Create Platform Neutral Format for Language Model
Current AtD language model, neural networks, and rules model are serialized Java objects. Should investigate creating a neutral format for these trained models to make it easier to port AtD-runtime to other programming languages.
Develop Low-Memory Language Model
Create a low-memory version of the AtD language model. Current version loads everything into memory which restricts the size of the language model.
1. Should be possible to make the language model act like an LRU cache swapping data to and from the disk as necessary. Prior to joining Automattic AtD used a similar scheme. It was abandoned for the sake of performance.

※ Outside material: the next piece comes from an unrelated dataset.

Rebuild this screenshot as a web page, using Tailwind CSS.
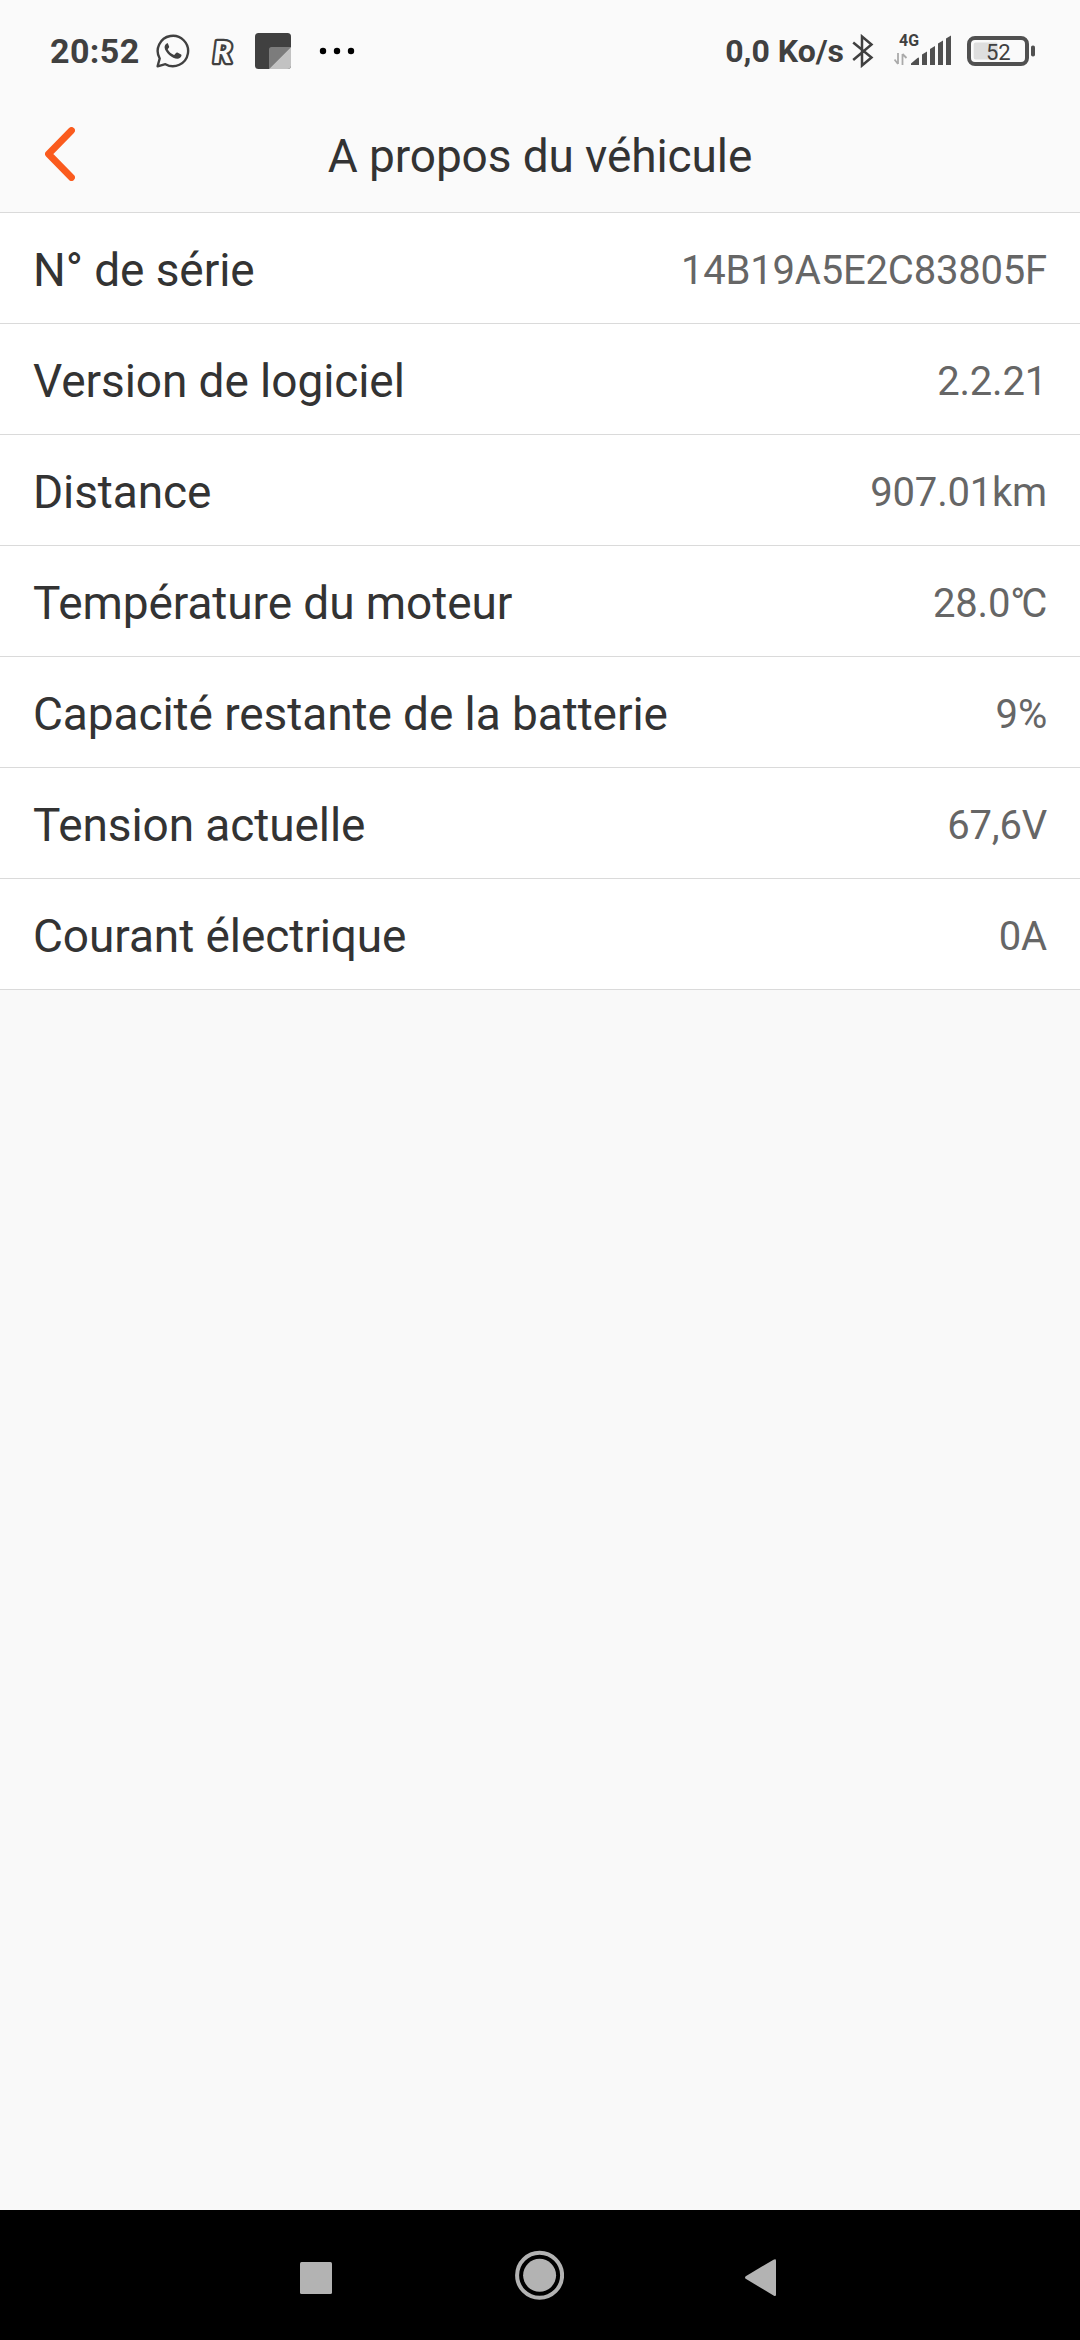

2. Another option is to update org.dashnine.preditor.LanguageModel to store a List and a BloomFilter for each part. May be worthwhile to create a MemorySmartHashMap.java that defaults to a normal HashMap implementation for larger data sets and uses a List and a BloomFilter for smaller data sets where O(n) lookup is negligible. See http://jaspell.sourceforge.net/ for a BloomFilter implementation.
Real-time “as you type” Checking
An open project is to implement as you type checking into AtD. AtD analyzes on a sentence by sentence basis, so detect when a user has completed a sentence and send it in for processing. Before proceeding with this will want to decide what the user experience should be like.
AtD Core Front-End API
A lot of code is shared between the TinyMCE and jQuery extensions for After the Deadline. So much so that I believe it’s possible to create a core library that just needs to be told how to do certain things in the environment it’s in. From this information alone it’d be possible to make AtD work seamlessly with other WYSIWYG editors and in very short time.
AtD WordPress Plugin Ideas
- Create ATD_* constants to set default AtD options for auto-proofread and which options AtD checks.
- Create a means to summarize AtD errors and present these to the user (possibly as part of the auto-proofread dialog).
- Make AtD spell check post titles using jQuery extension.